** START OF STORED DATA **
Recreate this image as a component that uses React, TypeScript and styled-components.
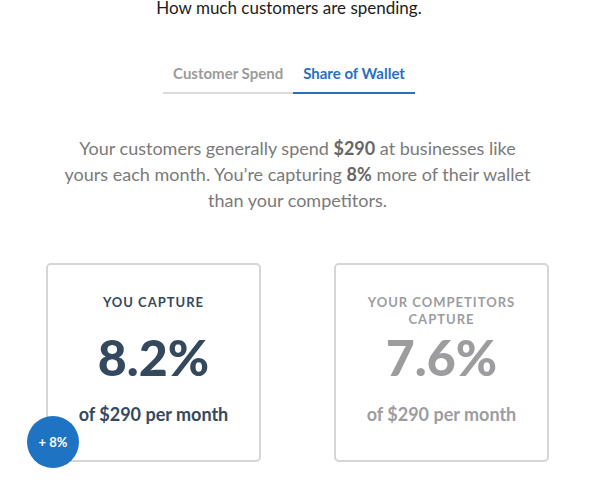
import React from "react";
import styled, { createGlobalStyle } from "styled-components";

const GlobalStyle = createGlobalStyle`
  html, body { margin: 0; padding: 0; background: #ffffff; }
  body { font-family: Lato, "Open Sans", "Liberation Sans", sans-serif; -webkit-font-smoothing: antialiased; }
  * { box-sizing: border-box; }
`;

const Page = styled.div`
  width: 595px;
  height: 482px;
  overflow: hidden;
  display: flex;
  flex-direction: column;
  align-items: center;
`;

const Header = styled.div`
  align-self: stretch;
  display: flex;
  flex-direction: column;
  align-items: center;
  padding-right: 17px;
`;

const Title = styled.h2`
  margin: -2px 0 0;
  font-size: 17px;
  line-height: 20px;
  font-weight: 400;
  color: #1c1c1c;
`;

const Tabs = styled.div`
  display: flex;
  margin-top: 47px;
`;

const Tab = styled.div<{ $active?: boolean }>`
  padding: 0 10px 10px;
  font-size: 15px;
  line-height: 17px;
  font-weight: 700;
  color: ${(p) => (p.$active ? "#2a6fbf" : "#9b9b9b")};
  border-bottom: 2px solid ${(p) => (p.$active ? "#2472c1" : "#dcdcdc")};
`;

const Summary = styled.p`
  margin: 41px 0 0;
  width: 470px;
  text-align: center;
  font-size: 18px;
  line-height: 26px;
  color: #7a7a7a;

  strong {
    font-weight: 700;
    color: #666666;
  }
`;

const Cards = styled.div`
  margin-top: 50px;
  width: 503px;
  display: flex;
  justify-content: space-between;
`;

const Card = styled.div<{ $muted?: boolean }>`
  position: relative;
  width: 215px;
  height: 199px;
  border: 2px solid #d6d6d6;
  border-radius: 5px;
  padding-top: 29px;
  display: flex;
  flex-direction: column;
  align-items: center;
  text-align: center;
  color: ${(p) => (p.$muted ? "#9d9d9f" : "#34495e")};
`;

const Label = styled.div`
  height: 34px;
  width: 170px;
  font-size: 13px;
  line-height: 17px;
  font-weight: 700;
  letter-spacing: 1px;
  text-transform: uppercase;
`;

const Value = styled.div`
  margin-top: 4px;
  font-size: 50px;
  line-height: 50px;
  font-weight: 900;
`;

const Sub = styled.div`
  margin-top: 21px;
  font-size: 18px;
  line-height: 22px;
  font-weight: 700;
`;

const Badge = styled.div`
  position: absolute;
  left: -21px;
  top: 151px;
  width: 52px;
  height: 52px;
  border-radius: 50%;
  background: #1f73c3;
  color: #ffffff;
  display: flex;
  align-items: center;
  justify-content: center;
  font-size: 13px;
  font-weight: 700;
`;

export default function App() {
  return (
    <>
      <GlobalStyle />
      <Page>
        <Header>
          <Title>How much customers are spending.</Title>
          <Tabs>
            <Tab>Customer Spend</Tab>
            <Tab $active>Share of Wallet</Tab>
          </Tabs>
        </Header>
        <Summary>
          Your customers generally spend <strong>$290</strong> at businesses like
          yours each month. You’re capturing <strong>8%</strong> more of their wallet
          than your competitors.
        </Summary>
        <Cards>
          <Card>
            <Label>You capture</Label>
            <Value>8.2%</Value>
            <Sub>of $290 per month</Sub>
            <Badge>+ 8%</Badge>
          </Card>
          <Card $muted>
            <Label>Your competitors capture</Label>
            <Value>7.6%</Value>
            <Sub>of $290 per month</Sub>
          </Card>
        </Cards>
      </Page>
    </>
  );
}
** END OF STORED DATA **
Without the pictures, write out the whole listing above exactly as it appears.

#### FULL RESPONSE
Recreate this image as a component that uses React, TypeScript and styled-components.
import React from "react";
import styled, { createGlobalStyle } from "styled-components";

const GlobalStyle = createGlobalStyle`
  html, body { margin: 0; padding: 0; background: #ffffff; }
  body { font-family: Lato, "Open Sans", "Liberation Sans", sans-serif; -webkit-font-smoothing: antialiased; }
  * { box-sizing: border-box; }
`;

const Page = styled.div`
  width: 595px;
  height: 482px;
  overflow: hidden;
  display: flex;
  flex-direction: column;
  align-items: center;
`;

const Header = styled.div`
  align-self: stretch;
  display: flex;
  flex-direction: column;
  align-items: center;
  padding-right: 17px;
`;

const Title = styled.h2`
  margin: -2px 0 0;
  font-size: 17px;
  line-height: 20px;
  font-weight: 400;
  color: #1c1c1c;
`;

const Tabs = styled.div`
  display: flex;
  margin-top: 47px;
`;

const Tab = styled.div<{ $active?: boolean }>`
  padding: 0 10px 10px;
  font-size: 15px;
  line-height: 17px;
  font-weight: 700;
  color: ${(p) => (p.$active ? "#2a6fbf" : "#9b9b9b")};
  border-bottom: 2px solid ${(p) => (p.$active ? "#2472c1" : "#dcdcdc")};
`;

const Summary = styled.p`
  margin: 41px 0 0;
  width: 470px;
  text-align: center;
  font-size: 18px;
  line-height: 26px;
  color: #7a7a7a;

  strong {
    font-weight: 700;
    color: #666666;
  }
`;

const Cards = styled.div`
  margin-top: 50px;
  width: 503px;
  display: flex;
  justify-content: space-between;
`;

const Card = styled.div<{ $muted?: boolean }>`
  position: relative;
  width: 215px;
  height: 199px;
  border: 2px solid #d6d6d6;
  border-radius: 5px;
  padding-top: 29px;
  display: flex;
  flex-direction: column;
  align-items: center;
  text-align: center;
  color: ${(p) => (p.$muted ? "#9d9d9f" : "#34495e")};
`;

const Label = styled.div`
  height: 34px;
  width: 170px;
  font-size: 13px;
  line-height: 17px;
  font-weight: 700;
  letter-spacing: 1px;
  text-transform: uppercase;
`;

const Value = styled.div`
  margin-top: 4px;
  font-size: 50px;
  line-height: 50px;
  font-weight: 900;
`;

const Sub = styled.div`
  margin-top: 21px;
  font-size: 18px;
  line-height: 22px;
  font-weight: 700;
`;

const Badge = styled.div`
  position: absolute;
  left: -21px;
  top: 151px;
  width: 52px;
  height: 52px;
  border-radius: 50%;
  background: #1f73c3;
  color: #ffffff;
  display: flex;
  align-items: center;
  justify-content: center;
  font-size: 13px;
  font-weight: 700;
`;

export default function App() {
  return (
    <>
      <GlobalStyle />
      <Page>
        <Header>
          <Title>How much customers are spending.</Title>
          <Tabs>
            <Tab>Customer Spend</Tab>
            <Tab $active>Share of Wallet</Tab>
          </Tabs>
        </Header>
        <Summary>
          Your customers generally spend <strong>$290</strong> at businesses like
          yours each month. You’re capturing <strong>8%</strong> more of their wallet
          than your competitors.
        </Summary>
        <Cards>
          <Card>
            <Label>You capture</Label>
            <Value>8.2%</Value>
            <Sub>of $290 per month</Sub>
            <Badge>+ 8%</Badge>
          </Card>
          <Card $muted>
            <Label>Your competitors capture</Label>
            <Value>7.6%</Value>
            <Sub>of $290 per month</Sub>
          </Card>
        </Cards>
      </Page>
    </>
  );
}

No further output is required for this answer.